### DIRECTIONS
Each line containing the word "this" should be found and copied.

### AVAILABLE DATA
□ □ □
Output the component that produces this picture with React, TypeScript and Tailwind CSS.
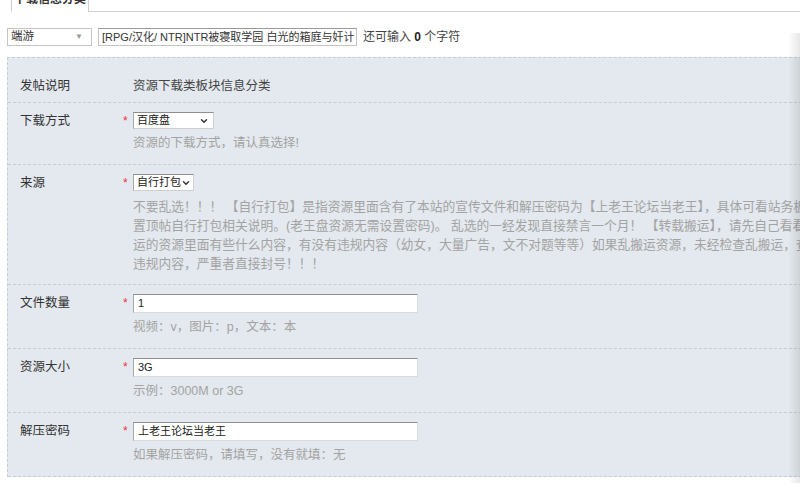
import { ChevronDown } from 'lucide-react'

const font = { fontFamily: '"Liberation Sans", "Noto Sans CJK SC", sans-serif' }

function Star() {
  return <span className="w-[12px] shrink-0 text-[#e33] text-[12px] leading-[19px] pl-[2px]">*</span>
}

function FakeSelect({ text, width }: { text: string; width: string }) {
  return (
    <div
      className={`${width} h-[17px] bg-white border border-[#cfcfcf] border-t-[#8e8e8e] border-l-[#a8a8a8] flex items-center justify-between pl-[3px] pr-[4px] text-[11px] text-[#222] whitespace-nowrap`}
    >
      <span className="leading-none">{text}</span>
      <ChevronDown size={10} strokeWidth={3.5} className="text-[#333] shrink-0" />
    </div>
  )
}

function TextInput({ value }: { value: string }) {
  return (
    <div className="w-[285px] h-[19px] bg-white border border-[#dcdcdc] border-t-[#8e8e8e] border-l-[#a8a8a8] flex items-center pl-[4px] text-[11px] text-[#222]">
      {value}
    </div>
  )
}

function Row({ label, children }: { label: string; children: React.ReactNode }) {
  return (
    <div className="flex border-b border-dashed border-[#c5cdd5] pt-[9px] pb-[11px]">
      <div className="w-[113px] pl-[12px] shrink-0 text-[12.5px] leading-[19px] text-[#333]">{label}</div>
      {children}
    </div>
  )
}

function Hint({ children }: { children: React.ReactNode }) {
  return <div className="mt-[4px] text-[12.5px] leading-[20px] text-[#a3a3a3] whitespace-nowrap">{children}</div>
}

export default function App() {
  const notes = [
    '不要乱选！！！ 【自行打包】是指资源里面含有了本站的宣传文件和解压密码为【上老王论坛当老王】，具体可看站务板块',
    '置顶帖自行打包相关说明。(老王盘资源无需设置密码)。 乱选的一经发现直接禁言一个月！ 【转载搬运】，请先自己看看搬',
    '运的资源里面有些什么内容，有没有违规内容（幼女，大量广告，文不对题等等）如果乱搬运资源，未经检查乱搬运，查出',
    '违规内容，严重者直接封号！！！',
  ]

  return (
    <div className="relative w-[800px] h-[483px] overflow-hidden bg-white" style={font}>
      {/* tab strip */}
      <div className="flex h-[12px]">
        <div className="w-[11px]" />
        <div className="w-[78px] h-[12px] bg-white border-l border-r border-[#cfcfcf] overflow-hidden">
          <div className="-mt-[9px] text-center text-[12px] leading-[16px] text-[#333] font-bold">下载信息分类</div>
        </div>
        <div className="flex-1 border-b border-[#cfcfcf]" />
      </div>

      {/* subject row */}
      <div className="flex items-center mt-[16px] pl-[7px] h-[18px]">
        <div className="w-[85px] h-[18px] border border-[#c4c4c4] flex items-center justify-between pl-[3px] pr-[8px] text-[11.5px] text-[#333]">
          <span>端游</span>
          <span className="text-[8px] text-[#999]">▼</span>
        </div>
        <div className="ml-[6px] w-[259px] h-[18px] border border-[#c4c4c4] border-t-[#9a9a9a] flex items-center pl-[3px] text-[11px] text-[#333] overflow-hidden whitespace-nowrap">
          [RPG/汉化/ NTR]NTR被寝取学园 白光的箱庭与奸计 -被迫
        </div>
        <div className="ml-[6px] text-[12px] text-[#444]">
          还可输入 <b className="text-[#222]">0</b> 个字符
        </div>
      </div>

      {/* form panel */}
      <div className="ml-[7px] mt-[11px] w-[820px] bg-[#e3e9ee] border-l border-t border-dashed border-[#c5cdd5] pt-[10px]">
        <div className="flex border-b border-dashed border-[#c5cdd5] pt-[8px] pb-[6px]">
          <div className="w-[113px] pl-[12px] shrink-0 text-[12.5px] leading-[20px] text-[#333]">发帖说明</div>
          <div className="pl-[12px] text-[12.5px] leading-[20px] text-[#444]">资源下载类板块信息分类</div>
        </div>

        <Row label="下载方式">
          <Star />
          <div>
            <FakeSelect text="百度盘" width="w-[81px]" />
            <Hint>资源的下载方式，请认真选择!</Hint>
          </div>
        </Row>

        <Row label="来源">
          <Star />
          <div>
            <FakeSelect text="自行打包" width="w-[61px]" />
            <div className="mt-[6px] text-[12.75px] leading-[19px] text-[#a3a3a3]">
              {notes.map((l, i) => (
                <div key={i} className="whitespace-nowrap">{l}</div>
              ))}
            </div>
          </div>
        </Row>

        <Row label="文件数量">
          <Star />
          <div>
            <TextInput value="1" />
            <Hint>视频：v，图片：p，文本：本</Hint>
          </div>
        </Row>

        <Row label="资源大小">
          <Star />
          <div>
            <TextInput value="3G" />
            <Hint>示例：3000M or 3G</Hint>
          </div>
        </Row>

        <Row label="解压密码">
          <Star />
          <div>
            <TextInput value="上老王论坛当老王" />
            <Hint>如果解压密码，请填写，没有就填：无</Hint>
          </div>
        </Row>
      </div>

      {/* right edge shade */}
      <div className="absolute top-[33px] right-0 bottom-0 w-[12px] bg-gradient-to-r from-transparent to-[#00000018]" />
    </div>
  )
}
□ □ □
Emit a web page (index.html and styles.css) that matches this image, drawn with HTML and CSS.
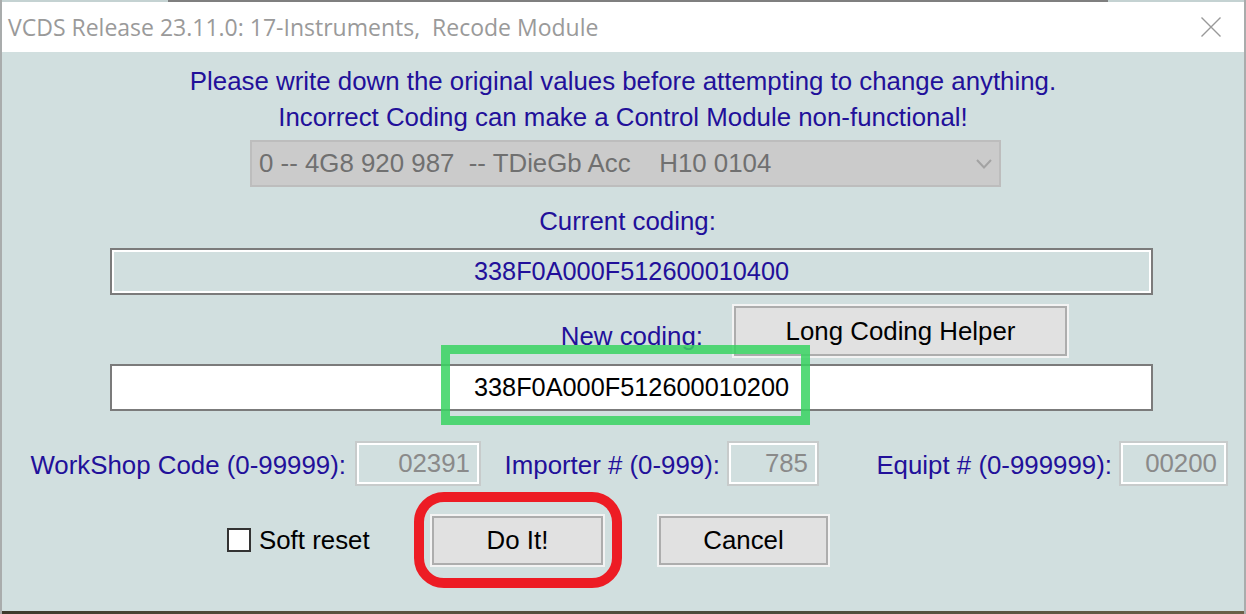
□ □ □
### FINISHED EXERCISE
Output the component that produces this picture with React, TypeScript and Tailwind CSS.
Emit a web page (index.html and styles.css) that matches this image, drawn with HTML and CSS.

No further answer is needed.